* _EXERCISE DIRECTIONS_:
Give back every line exactly as it appears, pictures excluded.

* _DATA SHOWN_:
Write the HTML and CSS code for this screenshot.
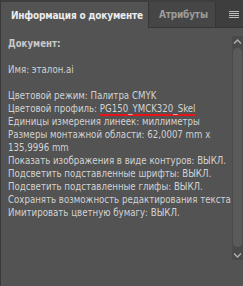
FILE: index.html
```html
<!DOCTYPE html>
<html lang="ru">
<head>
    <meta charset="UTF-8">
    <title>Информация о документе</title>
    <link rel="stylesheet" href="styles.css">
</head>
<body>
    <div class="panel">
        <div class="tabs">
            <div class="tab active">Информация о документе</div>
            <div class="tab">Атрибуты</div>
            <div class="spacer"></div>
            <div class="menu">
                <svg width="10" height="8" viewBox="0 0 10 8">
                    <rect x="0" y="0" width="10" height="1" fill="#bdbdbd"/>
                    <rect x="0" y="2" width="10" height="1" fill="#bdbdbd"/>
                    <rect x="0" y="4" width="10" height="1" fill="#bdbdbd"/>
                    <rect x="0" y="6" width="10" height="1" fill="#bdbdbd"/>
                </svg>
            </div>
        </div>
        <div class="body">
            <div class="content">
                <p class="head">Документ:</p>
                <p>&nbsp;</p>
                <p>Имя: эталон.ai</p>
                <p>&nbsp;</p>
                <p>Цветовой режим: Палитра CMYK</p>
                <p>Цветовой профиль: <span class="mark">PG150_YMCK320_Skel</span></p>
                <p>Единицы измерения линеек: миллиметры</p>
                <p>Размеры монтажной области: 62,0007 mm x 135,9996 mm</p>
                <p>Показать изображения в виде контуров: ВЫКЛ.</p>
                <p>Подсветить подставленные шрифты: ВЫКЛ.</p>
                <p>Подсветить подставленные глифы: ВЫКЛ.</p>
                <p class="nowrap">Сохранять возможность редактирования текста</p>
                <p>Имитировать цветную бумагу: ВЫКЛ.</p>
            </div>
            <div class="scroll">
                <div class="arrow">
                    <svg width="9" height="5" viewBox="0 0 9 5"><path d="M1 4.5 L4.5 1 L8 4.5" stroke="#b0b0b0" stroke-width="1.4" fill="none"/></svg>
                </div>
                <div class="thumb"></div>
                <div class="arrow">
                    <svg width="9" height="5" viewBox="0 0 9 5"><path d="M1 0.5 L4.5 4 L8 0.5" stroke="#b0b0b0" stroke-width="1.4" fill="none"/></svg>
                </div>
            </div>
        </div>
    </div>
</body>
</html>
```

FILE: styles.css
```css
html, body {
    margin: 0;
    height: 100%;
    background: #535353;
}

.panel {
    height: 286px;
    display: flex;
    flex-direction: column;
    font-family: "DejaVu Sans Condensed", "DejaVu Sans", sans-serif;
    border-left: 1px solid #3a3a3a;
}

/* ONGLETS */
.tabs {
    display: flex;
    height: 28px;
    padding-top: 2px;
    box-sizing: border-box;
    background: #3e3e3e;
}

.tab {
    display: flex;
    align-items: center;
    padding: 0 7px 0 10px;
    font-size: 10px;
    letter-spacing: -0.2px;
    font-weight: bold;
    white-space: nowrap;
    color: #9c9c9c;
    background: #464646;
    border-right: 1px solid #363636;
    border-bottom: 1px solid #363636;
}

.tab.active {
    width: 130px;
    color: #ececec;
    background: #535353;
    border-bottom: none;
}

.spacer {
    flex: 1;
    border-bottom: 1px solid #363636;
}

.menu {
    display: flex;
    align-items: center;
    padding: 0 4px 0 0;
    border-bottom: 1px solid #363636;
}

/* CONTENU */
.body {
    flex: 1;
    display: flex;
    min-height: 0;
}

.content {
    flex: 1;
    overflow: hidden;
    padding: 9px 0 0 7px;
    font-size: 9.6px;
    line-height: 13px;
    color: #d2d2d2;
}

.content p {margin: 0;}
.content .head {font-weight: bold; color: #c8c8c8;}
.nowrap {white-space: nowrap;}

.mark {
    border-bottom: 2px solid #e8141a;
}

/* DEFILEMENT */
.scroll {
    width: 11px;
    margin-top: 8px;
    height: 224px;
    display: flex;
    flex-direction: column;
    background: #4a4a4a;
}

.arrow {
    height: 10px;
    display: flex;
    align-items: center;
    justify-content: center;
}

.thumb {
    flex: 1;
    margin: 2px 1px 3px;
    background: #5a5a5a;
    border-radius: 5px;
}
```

* _CORRECT RESULT_:
Write the HTML and CSS code for this screenshot.
FILE: index.html
```html
<!DOCTYPE html>
<html lang="ru">
<head>
    <meta charset="UTF-8">
    <title>Информация о документе</title>
    <link rel="stylesheet" href="styles.css">
</head>
<body>
    <div class="panel">
        <div class="tabs">
            <div class="tab active">Информация о документе</div>
            <div class="tab">Атрибуты</div>
            <div class="spacer"></div>
            <div class="menu">
                <svg width="10" height="8" viewBox="0 0 10 8">
                    <rect x="0" y="0" width="10" height="1" fill="#bdbdbd"/>
                    <rect x="0" y="2" width="10" height="1" fill="#bdbdbd"/>
                    <rect x="0" y="4" width="10" height="1" fill="#bdbdbd"/>
                    <rect x="0" y="6" width="10" height="1" fill="#bdbdbd"/>
                </svg>
            </div>
        </div>
        <div class="body">
            <div class="content">
                <p class="head">Документ:</p>
                <p>&nbsp;</p>
                <p>Имя: эталон.ai</p>
                <p>&nbsp;</p>
                <p>Цветовой режим: Палитра CMYK</p>
                <p>Цветовой профиль: <span class="mark">PG150_YMCK320_Skel</span></p>
                <p>Единицы измерения линеек: миллиметры</p>
                <p>Размеры монтажной области: 62,0007 mm x 135,9996 mm</p>
                <p>Показать изображения в виде контуров: ВЫКЛ.</p>
                <p>Подсветить подставленные шрифты: ВЫКЛ.</p>
                <p>Подсветить подставленные глифы: ВЫКЛ.</p>
                <p class="nowrap">Сохранять возможность редактирования текста</p>
                <p>Имитировать цветную бумагу: ВЫКЛ.</p>
            </div>
            <div class="scroll">
                <div class="arrow">
                    <svg width="9" height="5" viewBox="0 0 9 5"><path d="M1 4.5 L4.5 1 L8 4.5" stroke="#b0b0b0" stroke-width="1.4" fill="none"/></svg>
                </div>
                <div class="thumb"></div>
                <div class="arrow">
                    <svg width="9" height="5" viewBox="0 0 9 5"><path d="M1 0.5 L4.5 4 L8 0.5" stroke="#b0b0b0" stroke-width="1.4" fill="none"/></svg>
                </div>
            </div>
        </div>
    </div>
</body>
</html>
```

FILE: styles.css
```css
html, body {
    margin: 0;
    height: 100%;
    background: #535353;
}

.panel {
    height: 286px;
    display: flex;
    flex-direction: column;
    font-family: "DejaVu Sans Condensed", "DejaVu Sans", sans-serif;
    border-left: 1px solid #3a3a3a;
}

/* ONGLETS */
.tabs {
    display: flex;
    height: 28px;
    padding-top: 2px;
    box-sizing: border-box;
    background: #3e3e3e;
}

.tab {
    display: flex;
    align-items: center;
    padding: 0 7px 0 10px;
    font-size: 10px;
    letter-spacing: -0.2px;
    font-weight: bold;
    white-space: nowrap;
    color: #9c9c9c;
    background: #464646;
    border-right: 1px solid #363636;
    border-bottom: 1px solid #363636;
}

.tab.active {
    width: 130px;
    color: #ececec;
    background: #535353;
    border-bottom: none;
}

.spacer {
    flex: 1;
    border-bottom: 1px solid #363636;
}

.menu {
    display: flex;
    align-items: center;
    padding: 0 4px 0 0;
    border-bottom: 1px solid #363636;
}

/* CONTENU */
.body {
    flex: 1;
    display: flex;
    min-height: 0;
}

.content {
    flex: 1;
    overflow: hidden;
    padding: 9px 0 0 7px;
    font-size: 9.6px;
    line-height: 13px;
    color: #d2d2d2;
}

.content p {margin: 0;}
.content .head {font-weight: bold; color: #c8c8c8;}
.nowrap {white-space: nowrap;}

.mark {
    border-bottom: 2px solid #e8141a;
}

/* DEFILEMENT */
.scroll {
    width: 11px;
    margin-top: 8px;
    height: 224px;
    display: flex;
    flex-direction: column;
    background: #4a4a4a;
}

.arrow {
    height: 10px;
    display: flex;
    align-items: center;
    justify-content: center;
}

.thumb {
    flex: 1;
    margin: 2px 1px 3px;
    background: #5a5a5a;
    border-radius: 5px;
}
```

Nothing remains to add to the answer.